# Objective
Every line below should be repeated exactly.
>> BEGIN Given data
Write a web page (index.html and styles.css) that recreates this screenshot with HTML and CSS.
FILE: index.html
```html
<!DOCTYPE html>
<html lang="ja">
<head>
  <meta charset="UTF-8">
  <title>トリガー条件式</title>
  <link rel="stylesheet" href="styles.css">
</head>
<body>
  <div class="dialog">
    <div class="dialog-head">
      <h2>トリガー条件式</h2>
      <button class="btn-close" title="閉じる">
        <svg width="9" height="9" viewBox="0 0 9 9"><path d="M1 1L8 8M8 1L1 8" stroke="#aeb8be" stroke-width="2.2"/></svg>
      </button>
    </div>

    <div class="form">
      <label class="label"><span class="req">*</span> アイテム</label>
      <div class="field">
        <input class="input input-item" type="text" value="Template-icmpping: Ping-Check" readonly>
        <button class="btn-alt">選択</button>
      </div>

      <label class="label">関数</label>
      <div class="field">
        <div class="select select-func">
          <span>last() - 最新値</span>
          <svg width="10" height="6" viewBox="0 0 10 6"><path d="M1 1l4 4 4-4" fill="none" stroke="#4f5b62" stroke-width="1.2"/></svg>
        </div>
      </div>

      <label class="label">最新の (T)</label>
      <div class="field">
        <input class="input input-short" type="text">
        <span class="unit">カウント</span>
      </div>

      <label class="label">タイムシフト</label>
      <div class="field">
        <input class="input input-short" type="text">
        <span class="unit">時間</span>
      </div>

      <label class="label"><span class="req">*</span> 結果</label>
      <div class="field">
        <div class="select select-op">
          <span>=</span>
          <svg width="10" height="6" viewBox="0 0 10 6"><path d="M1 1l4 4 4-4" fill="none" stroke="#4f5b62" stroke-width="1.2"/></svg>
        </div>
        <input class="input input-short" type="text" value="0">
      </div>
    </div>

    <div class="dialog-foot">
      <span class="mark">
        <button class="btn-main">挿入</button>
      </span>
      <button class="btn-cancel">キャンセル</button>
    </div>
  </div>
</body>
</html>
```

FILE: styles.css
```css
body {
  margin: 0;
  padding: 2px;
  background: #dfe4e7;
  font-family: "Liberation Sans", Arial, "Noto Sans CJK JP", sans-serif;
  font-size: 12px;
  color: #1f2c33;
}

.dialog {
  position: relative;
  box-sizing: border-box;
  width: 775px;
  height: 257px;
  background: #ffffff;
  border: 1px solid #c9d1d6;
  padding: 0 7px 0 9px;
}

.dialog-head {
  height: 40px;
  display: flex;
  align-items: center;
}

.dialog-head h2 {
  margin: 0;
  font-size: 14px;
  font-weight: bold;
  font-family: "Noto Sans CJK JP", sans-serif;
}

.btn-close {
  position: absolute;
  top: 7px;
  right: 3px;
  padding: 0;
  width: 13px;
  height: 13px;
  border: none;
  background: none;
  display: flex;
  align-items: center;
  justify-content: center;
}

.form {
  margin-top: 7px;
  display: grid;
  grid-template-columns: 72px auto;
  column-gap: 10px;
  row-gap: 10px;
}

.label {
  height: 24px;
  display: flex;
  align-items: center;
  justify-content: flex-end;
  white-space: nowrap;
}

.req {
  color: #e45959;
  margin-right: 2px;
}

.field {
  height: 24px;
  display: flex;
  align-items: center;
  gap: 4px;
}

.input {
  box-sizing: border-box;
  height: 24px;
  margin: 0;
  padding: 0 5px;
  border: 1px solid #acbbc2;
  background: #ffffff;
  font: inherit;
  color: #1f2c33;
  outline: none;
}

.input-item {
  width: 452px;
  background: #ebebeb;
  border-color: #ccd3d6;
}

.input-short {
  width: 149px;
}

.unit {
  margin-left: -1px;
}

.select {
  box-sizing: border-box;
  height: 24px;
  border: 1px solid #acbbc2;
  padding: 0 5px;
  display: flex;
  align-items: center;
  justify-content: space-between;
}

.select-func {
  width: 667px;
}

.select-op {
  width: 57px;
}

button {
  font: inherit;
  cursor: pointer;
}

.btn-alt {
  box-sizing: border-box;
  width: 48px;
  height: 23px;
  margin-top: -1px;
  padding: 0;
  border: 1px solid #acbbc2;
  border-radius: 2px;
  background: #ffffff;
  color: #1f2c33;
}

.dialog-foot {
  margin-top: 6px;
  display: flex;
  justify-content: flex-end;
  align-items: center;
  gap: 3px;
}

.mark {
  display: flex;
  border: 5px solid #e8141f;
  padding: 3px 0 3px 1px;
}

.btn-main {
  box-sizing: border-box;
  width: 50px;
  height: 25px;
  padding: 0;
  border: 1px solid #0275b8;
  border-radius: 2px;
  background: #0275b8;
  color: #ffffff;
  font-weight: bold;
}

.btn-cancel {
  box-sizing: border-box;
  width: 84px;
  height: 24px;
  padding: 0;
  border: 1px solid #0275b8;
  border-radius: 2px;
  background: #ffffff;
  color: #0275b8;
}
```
>> END Given data
# Result
Write a web page (index.html and styles.css) that recreates this screenshot with HTML and CSS.
FILE: index.html
```html
<!DOCTYPE html>
<html lang="ja">
<head>
  <meta charset="UTF-8">
  <title>トリガー条件式</title>
  <link rel="stylesheet" href="styles.css">
</head>
<body>
  <div class="dialog">
    <div class="dialog-head">
      <h2>トリガー条件式</h2>
      <button class="btn-close" title="閉じる">
        <svg width="9" height="9" viewBox="0 0 9 9"><path d="M1 1L8 8M8 1L1 8" stroke="#aeb8be" stroke-width="2.2"/></svg>
      </button>
    </div>

    <div class="form">
      <label class="label"><span class="req">*</span> アイテム</label>
      <div class="field">
        <input class="input input-item" type="text" value="Template-icmpping: Ping-Check" readonly>
        <button class="btn-alt">選択</button>
      </div>

      <label class="label">関数</label>
      <div class="field">
        <div class="select select-func">
          <span>last() - 最新値</span>
          <svg width="10" height="6" viewBox="0 0 10 6"><path d="M1 1l4 4 4-4" fill="none" stroke="#4f5b62" stroke-width="1.2"/></svg>
        </div>
      </div>

      <label class="label">最新の (T)</label>
      <div class="field">
        <input class="input input-short" type="text">
        <span class="unit">カウント</span>
      </div>

      <label class="label">タイムシフト</label>
      <div class="field">
        <input class="input input-short" type="text">
        <span class="unit">時間</span>
      </div>

      <label class="label"><span class="req">*</span> 結果</label>
      <div class="field">
        <div class="select select-op">
          <span>=</span>
          <svg width="10" height="6" viewBox="0 0 10 6"><path d="M1 1l4 4 4-4" fill="none" stroke="#4f5b62" stroke-width="1.2"/></svg>
        </div>
        <input class="input input-short" type="text" value="0">
      </div>
    </div>

    <div class="dialog-foot">
      <span class="mark">
        <button class="btn-main">挿入</button>
      </span>
      <button class="btn-cancel">キャンセル</button>
    </div>
  </div>
</body>
</html>
```

FILE: styles.css
```css
body {
  margin: 0;
  padding: 2px;
  background: #dfe4e7;
  font-family: "Liberation Sans", Arial, "Noto Sans CJK JP", sans-serif;
  font-size: 12px;
  color: #1f2c33;
}

.dialog {
  position: relative;
  box-sizing: border-box;
  width: 775px;
  height: 257px;
  background: #ffffff;
  border: 1px solid #c9d1d6;
  padding: 0 7px 0 9px;
}

.dialog-head {
  height: 40px;
  display: flex;
  align-items: center;
}

.dialog-head h2 {
  margin: 0;
  font-size: 14px;
  font-weight: bold;
  font-family: "Noto Sans CJK JP", sans-serif;
}

.btn-close {
  position: absolute;
  top: 7px;
  right: 3px;
  padding: 0;
  width: 13px;
  height: 13px;
  border: none;
  background: none;
  display: flex;
  align-items: center;
  justify-content: center;
}

.form {
  margin-top: 7px;
  display: grid;
  grid-template-columns: 72px auto;
  column-gap: 10px;
  row-gap: 10px;
}

.label {
  height: 24px;
  display: flex;
  align-items: center;
  justify-content: flex-end;
  white-space: nowrap;
}

.req {
  color: #e45959;
  margin-right: 2px;
}

.field {
  height: 24px;
  display: flex;
  align-items: center;
  gap: 4px;
}

.input {
  box-sizing: border-box;
  height: 24px;
  margin: 0;
  padding: 0 5px;
  border: 1px solid #acbbc2;
  background: #ffffff;
  font: inherit;
  color: #1f2c33;
  outline: none;
}

.input-item {
  width: 452px;
  background: #ebebeb;
  border-color: #ccd3d6;
}

.input-short {
  width: 149px;
}

.unit {
  margin-left: -1px;
}

.select {
  box-sizing: border-box;
  height: 24px;
  border: 1px solid #acbbc2;
  padding: 0 5px;
  display: flex;
  align-items: center;
  justify-content: space-between;
}

.select-func {
  width: 667px;
}

.select-op {
  width: 57px;
}

button {
  font: inherit;
  cursor: pointer;
}

.btn-alt {
  box-sizing: border-box;
  width: 48px;
  height: 23px;
  margin-top: -1px;
  padding: 0;
  border: 1px solid #acbbc2;
  border-radius: 2px;
  background: #ffffff;
  color: #1f2c33;
}

.dialog-foot {
  margin-top: 6px;
  display: flex;
  justify-content: flex-end;
  align-items: center;
  gap: 3px;
}

.mark {
  display: flex;
  border: 5px solid #e8141f;
  padding: 3px 0 3px 1px;
}

.btn-main {
  box-sizing: border-box;
  width: 50px;
  height: 25px;
  padding: 0;
  border: 1px solid #0275b8;
  border-radius: 2px;
  background: #0275b8;
  color: #ffffff;
  font-weight: bold;
}

.btn-cancel {
  box-sizing: border-box;
  width: 84px;
  height: 24px;
  padding: 0;
  border: 1px solid #0275b8;
  border-radius: 2px;
  background: #ffffff;
  color: #0275b8;
}
```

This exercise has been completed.